_Problem_
Return the listing below verbatim. Pictures do not belong in the copy.

- - - -

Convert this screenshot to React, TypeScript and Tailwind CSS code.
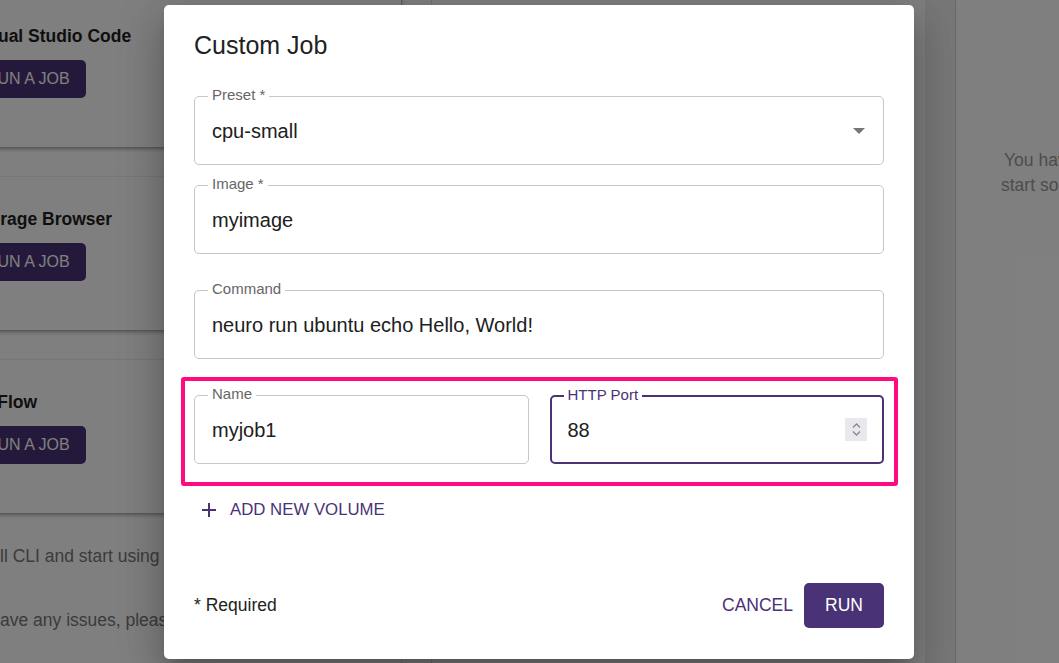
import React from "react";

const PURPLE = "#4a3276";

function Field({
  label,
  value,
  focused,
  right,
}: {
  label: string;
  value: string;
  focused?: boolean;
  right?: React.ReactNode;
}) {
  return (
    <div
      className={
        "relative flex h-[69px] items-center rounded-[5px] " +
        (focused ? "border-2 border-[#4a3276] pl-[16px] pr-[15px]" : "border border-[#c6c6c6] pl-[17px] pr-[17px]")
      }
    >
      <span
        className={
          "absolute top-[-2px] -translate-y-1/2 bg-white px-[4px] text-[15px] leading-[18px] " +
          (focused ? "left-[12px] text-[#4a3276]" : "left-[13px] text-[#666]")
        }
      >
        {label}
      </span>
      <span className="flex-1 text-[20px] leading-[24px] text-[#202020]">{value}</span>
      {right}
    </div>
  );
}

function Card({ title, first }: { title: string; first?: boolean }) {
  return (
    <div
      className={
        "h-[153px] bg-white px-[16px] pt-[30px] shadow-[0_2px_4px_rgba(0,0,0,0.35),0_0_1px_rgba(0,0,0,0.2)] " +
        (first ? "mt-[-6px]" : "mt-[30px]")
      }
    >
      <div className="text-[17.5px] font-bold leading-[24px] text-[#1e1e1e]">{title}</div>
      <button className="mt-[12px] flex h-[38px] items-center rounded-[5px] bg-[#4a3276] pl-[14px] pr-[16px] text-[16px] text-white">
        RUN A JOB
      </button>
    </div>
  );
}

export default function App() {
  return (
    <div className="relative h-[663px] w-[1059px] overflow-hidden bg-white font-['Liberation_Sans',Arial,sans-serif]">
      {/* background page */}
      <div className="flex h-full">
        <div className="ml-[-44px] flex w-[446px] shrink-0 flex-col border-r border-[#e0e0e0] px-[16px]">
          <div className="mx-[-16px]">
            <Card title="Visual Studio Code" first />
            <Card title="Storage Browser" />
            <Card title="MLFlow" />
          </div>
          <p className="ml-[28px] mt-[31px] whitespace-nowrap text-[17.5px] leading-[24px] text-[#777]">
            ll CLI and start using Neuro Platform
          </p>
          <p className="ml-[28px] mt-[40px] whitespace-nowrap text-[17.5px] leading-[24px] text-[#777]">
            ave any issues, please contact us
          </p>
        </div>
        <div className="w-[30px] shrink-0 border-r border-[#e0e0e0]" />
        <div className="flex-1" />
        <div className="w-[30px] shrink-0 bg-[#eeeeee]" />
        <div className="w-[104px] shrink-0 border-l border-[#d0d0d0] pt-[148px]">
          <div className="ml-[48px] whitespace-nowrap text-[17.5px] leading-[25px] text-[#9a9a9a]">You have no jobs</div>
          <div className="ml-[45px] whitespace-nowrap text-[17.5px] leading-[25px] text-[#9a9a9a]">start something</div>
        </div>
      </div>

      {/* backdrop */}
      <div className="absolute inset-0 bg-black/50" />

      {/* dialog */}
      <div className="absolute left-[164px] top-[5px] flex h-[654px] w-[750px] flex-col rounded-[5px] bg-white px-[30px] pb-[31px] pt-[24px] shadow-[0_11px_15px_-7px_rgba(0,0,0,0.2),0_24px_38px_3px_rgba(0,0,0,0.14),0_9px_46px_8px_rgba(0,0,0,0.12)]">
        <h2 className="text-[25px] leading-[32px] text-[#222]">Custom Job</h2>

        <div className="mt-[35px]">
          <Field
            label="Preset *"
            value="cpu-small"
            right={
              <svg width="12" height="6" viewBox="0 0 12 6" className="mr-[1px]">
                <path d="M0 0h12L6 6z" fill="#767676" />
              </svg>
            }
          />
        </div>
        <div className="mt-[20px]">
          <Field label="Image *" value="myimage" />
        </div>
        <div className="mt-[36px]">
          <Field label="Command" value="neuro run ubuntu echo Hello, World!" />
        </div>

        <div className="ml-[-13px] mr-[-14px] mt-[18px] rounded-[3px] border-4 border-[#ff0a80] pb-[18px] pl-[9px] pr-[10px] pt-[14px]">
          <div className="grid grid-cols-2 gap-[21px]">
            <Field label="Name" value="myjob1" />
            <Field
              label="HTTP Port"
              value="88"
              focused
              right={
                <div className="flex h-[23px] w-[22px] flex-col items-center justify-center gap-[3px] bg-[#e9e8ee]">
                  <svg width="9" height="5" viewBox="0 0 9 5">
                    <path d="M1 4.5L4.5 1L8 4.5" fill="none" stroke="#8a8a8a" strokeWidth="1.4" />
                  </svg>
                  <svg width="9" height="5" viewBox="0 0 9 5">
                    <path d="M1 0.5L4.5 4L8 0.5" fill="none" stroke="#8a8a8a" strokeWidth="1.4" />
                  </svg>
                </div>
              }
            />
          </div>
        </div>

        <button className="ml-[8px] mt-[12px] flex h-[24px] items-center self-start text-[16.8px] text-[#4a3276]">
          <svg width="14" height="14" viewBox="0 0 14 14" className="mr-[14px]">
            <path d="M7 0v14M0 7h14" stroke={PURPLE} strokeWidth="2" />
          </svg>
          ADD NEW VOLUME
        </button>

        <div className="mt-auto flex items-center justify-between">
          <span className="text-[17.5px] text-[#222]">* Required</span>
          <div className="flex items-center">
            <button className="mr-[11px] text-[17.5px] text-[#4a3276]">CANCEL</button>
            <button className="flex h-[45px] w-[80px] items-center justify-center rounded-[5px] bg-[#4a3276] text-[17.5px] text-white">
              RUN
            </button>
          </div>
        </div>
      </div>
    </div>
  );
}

- - - -

_Right answer_
Convert this screenshot to React, TypeScript and Tailwind CSS code.
import React from "react";

const PURPLE = "#4a3276";

function Field({
  label,
  value,
  focused,
  right,
}: {
  label: string;
  value: string;
  focused?: boolean;
  right?: React.ReactNode;
}) {
  return (
    <div
      className={
        "relative flex h-[69px] items-center rounded-[5px] " +
        (focused ? "border-2 border-[#4a3276] pl-[16px] pr-[15px]" : "border border-[#c6c6c6] pl-[17px] pr-[17px]")
      }
    >
      <span
        className={
          "absolute top-[-2px] -translate-y-1/2 bg-white px-[4px] text-[15px] leading-[18px] " +
          (focused ? "left-[12px] text-[#4a3276]" : "left-[13px] text-[#666]")
        }
      >
        {label}
      </span>
      <span className="flex-1 text-[20px] leading-[24px] text-[#202020]">{value}</span>
      {right}
    </div>
  );
}

function Card({ title, first }: { title: string; first?: boolean }) {
  return (
    <div
      className={
        "h-[153px] bg-white px-[16px] pt-[30px] shadow-[0_2px_4px_rgba(0,0,0,0.35),0_0_1px_rgba(0,0,0,0.2)] " +
        (first ? "mt-[-6px]" : "mt-[30px]")
      }
    >
      <div className="text-[17.5px] font-bold leading-[24px] text-[#1e1e1e]">{title}</div>
      <button className="mt-[12px] flex h-[38px] items-center rounded-[5px] bg-[#4a3276] pl-[14px] pr-[16px] text-[16px] text-white">
        RUN A JOB
      </button>
    </div>
  );
}

export default function App() {
  return (
    <div className="relative h-[663px] w-[1059px] overflow-hidden bg-white font-['Liberation_Sans',Arial,sans-serif]">
      {/* background page */}
      <div className="flex h-full">
        <div className="ml-[-44px] flex w-[446px] shrink-0 flex-col border-r border-[#e0e0e0] px-[16px]">
          <div className="mx-[-16px]">
            <Card title="Visual Studio Code" first />
            <Card title="Storage Browser" />
            <Card title="MLFlow" />
          </div>
          <p className="ml-[28px] mt-[31px] whitespace-nowrap text-[17.5px] leading-[24px] text-[#777]">
            ll CLI and start using Neuro Platform
          </p>
          <p className="ml-[28px] mt-[40px] whitespace-nowrap text-[17.5px] leading-[24px] text-[#777]">
            ave any issues, please contact us
          </p>
        </div>
        <div className="w-[30px] shrink-0 border-r border-[#e0e0e0]" />
        <div className="flex-1" />
        <div className="w-[30px] shrink-0 bg-[#eeeeee]" />
        <div className="w-[104px] shrink-0 border-l border-[#d0d0d0] pt-[148px]">
          <div className="ml-[48px] whitespace-nowrap text-[17.5px] leading-[25px] text-[#9a9a9a]">You have no jobs</div>
          <div className="ml-[45px] whitespace-nowrap text-[17.5px] leading-[25px] text-[#9a9a9a]">start something</div>
        </div>
      </div>

      {/* backdrop */}
      <div className="absolute inset-0 bg-black/50" />

      {/* dialog */}
      <div className="absolute left-[164px] top-[5px] flex h-[654px] w-[750px] flex-col rounded-[5px] bg-white px-[30px] pb-[31px] pt-[24px] shadow-[0_11px_15px_-7px_rgba(0,0,0,0.2),0_24px_38px_3px_rgba(0,0,0,0.14),0_9px_46px_8px_rgba(0,0,0,0.12)]">
        <h2 className="text-[25px] leading-[32px] text-[#222]">Custom Job</h2>

        <div className="mt-[35px]">
          <Field
            label="Preset *"
            value="cpu-small"
            right={
              <svg width="12" height="6" viewBox="0 0 12 6" className="mr-[1px]">
                <path d="M0 0h12L6 6z" fill="#767676" />
              </svg>
            }
          />
        </div>
        <div className="mt-[20px]">
          <Field label="Image *" value="myimage" />
        </div>
        <div className="mt-[36px]">
          <Field label="Command" value="neuro run ubuntu echo Hello, World!" />
        </div>

        <div className="ml-[-13px] mr-[-14px] mt-[18px] rounded-[3px] border-4 border-[#ff0a80] pb-[18px] pl-[9px] pr-[10px] pt-[14px]">
          <div className="grid grid-cols-2 gap-[21px]">
            <Field label="Name" value="myjob1" />
            <Field
              label="HTTP Port"
              value="88"
              focused
              right={
                <div className="flex h-[23px] w-[22px] flex-col items-center justify-center gap-[3px] bg-[#e9e8ee]">
                  <svg width="9" height="5" viewBox="0 0 9 5">
                    <path d="M1 4.5L4.5 1L8 4.5" fill="none" stroke="#8a8a8a" strokeWidth="1.4" />
                  </svg>
                  <svg width="9" height="5" viewBox="0 0 9 5">
                    <path d="M1 0.5L4.5 4L8 0.5" fill="none" stroke="#8a8a8a" strokeWidth="1.4" />
                  </svg>
                </div>
              }
            />
          </div>
        </div>

        <button className="ml-[8px] mt-[12px] flex h-[24px] items-center self-start text-[16.8px] text-[#4a3276]">
          <svg width="14" height="14" viewBox="0 0 14 14" className="mr-[14px]">
            <path d="M7 0v14M0 7h14" stroke={PURPLE} strokeWidth="2" />
          </svg>
          ADD NEW VOLUME
        </button>

        <div className="mt-auto flex items-center justify-between">
          <span className="text-[17.5px] text-[#222]">* Required</span>
          <div className="flex items-center">
            <button className="mr-[11px] text-[17.5px] text-[#4a3276]">CANCEL</button>
            <button className="flex h-[45px] w-[80px] items-center justify-center rounded-[5px] bg-[#4a3276] text-[17.5px] text-white">
              RUN
            </button>
          </div>
        </div>
      </div>
    </div>
  );
}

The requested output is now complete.